Su actitud, más que su argumento, fue suficiente para incrementar el malestar y desatar la protesta general. Al mismo tiempo, el segundo juez atendía una llamada a su celular. Al colgar, comentó algo al oído del presidente del tribunal. Al mediodía en punto la decisión estaba tomada: no hay garantías para continuar con el proceso. “Se suspende la audiencia y se la convoca para el jueves”, es la sentencia del juez principal…
La decisión causó risas y gestos de satisfacción en un grupo de abogados defensores, mientras abandonaban la sala. Entre los acusados todo era resignación. Ellos iban escoltados, mezclándose entre los testigos, de nuevo rumbo a la terraza calcinada bajo el sol. El desconcierto, la decepción y la rabia pululaban ahí durante esos minutos eternos antes de que los funcionarios del juzgado les abrieran la puerta y les permitieran salir. Tres días después debían volver para soportar el tedio de un nuevo trámite judicial y, seguramente, perder otra mañana de su vida.
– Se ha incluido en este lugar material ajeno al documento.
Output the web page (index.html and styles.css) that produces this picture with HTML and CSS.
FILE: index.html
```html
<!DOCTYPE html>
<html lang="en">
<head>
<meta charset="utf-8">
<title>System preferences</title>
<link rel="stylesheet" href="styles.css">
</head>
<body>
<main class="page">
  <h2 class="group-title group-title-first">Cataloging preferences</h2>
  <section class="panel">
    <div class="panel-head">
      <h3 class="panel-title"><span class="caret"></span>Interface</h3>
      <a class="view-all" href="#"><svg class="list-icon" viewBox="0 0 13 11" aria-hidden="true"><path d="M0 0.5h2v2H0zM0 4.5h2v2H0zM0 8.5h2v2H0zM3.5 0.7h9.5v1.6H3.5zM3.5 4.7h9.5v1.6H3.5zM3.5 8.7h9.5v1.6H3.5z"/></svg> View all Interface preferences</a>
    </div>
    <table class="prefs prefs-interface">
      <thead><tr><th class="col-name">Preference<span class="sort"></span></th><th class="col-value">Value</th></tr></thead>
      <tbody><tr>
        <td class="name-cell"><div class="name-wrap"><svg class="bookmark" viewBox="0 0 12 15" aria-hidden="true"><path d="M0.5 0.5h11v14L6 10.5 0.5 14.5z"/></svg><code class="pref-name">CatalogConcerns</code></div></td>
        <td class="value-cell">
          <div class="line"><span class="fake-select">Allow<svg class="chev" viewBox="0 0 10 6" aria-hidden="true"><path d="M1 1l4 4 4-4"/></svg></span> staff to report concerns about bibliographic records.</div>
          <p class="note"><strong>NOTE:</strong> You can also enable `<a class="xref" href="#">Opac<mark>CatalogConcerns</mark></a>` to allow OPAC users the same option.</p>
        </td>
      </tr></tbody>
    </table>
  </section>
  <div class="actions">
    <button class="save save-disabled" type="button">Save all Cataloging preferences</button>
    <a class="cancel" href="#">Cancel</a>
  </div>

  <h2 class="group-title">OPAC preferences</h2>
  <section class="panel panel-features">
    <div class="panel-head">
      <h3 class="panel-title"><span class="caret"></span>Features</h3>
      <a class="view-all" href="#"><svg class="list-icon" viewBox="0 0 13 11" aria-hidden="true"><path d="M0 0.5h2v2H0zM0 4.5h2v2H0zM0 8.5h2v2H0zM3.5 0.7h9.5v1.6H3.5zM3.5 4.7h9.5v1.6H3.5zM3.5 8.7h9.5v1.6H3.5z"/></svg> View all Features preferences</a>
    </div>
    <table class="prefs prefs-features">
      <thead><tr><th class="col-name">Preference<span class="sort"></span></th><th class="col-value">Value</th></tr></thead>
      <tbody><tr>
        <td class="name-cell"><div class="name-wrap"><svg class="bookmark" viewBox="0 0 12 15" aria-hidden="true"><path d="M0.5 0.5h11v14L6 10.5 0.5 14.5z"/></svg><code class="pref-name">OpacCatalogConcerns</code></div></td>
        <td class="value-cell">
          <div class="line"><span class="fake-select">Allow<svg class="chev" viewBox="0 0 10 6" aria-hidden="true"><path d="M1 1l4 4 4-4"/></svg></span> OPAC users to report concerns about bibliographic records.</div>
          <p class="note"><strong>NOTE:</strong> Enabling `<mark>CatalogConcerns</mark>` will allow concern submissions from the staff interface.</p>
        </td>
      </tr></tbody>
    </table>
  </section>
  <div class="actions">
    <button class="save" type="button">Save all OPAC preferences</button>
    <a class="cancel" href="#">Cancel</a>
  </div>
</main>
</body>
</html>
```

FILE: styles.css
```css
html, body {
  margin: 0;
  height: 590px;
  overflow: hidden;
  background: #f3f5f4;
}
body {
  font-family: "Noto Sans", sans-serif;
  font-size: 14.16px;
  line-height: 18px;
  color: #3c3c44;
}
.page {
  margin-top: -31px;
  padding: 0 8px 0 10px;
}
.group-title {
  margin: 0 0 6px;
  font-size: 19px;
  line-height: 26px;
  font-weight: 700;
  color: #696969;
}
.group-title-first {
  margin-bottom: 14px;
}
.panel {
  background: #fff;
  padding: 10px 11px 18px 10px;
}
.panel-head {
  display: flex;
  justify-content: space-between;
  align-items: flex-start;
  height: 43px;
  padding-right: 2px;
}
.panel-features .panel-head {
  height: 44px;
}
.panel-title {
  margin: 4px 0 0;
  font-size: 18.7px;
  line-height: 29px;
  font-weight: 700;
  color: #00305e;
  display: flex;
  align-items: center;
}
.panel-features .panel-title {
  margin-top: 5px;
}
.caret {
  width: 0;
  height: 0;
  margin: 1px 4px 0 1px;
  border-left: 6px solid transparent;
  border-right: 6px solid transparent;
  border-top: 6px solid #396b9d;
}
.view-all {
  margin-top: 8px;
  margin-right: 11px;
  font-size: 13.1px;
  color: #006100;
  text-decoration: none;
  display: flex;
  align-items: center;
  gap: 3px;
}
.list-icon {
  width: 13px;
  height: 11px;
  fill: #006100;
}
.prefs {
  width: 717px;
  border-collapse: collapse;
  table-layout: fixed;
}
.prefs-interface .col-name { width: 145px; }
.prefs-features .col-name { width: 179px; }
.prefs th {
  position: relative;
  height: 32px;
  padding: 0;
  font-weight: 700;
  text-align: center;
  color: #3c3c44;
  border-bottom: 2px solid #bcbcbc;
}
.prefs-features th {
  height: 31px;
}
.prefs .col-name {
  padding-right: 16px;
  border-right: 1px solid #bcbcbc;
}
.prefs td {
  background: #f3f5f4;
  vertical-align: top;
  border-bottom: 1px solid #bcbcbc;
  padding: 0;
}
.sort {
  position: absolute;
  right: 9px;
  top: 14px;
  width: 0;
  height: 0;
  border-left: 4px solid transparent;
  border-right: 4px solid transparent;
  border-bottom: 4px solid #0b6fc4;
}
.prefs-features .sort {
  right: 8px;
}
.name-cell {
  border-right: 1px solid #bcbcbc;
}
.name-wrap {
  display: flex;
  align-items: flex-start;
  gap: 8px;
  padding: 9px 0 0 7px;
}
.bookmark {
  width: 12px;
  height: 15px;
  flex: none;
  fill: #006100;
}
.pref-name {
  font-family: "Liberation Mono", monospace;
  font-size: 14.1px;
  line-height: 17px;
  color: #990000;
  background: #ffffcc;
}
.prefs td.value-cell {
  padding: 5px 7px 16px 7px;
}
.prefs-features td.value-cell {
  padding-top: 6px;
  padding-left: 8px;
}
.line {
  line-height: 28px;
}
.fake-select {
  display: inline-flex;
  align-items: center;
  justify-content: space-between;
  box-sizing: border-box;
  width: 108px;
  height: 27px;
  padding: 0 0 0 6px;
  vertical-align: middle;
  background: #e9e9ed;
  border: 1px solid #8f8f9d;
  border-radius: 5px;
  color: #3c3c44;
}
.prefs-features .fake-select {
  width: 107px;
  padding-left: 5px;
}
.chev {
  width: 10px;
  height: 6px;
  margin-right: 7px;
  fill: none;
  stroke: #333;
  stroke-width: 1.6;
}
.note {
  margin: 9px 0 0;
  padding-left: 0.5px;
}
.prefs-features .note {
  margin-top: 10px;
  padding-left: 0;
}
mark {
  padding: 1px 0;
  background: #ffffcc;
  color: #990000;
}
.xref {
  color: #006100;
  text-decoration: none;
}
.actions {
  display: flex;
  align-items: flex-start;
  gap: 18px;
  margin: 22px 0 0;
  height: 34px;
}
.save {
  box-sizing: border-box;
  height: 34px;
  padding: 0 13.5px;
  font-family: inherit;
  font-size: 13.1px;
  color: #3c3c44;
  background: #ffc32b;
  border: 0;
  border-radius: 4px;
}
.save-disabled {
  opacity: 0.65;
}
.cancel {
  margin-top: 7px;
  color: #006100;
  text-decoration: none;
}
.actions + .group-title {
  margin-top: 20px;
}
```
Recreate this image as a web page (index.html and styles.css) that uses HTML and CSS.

Llegó el jueves en el mismo edificio, con los mismos jueces, con los 185 testigos, los acusados, los acusadores y los defensores. A la hora fijada el tribunal se presentó pero tan solo para comunicar a los presentes que la audiencia no se instalaría. La espera de los trece acusados se estira como se estira la molestia de los testigos. Los defensores continúan cobrando honorarios, los jueces despachan y despachan trámites, buscan los escritos y los funcionarios del juzgado vuelven a la lidia en contra de las aglomeraciones.
Al menos, una bombera ha vuelto a las calles para hacer lo que sabe hacer, mientras la justicia parece no acabar nunca de apagar incendios.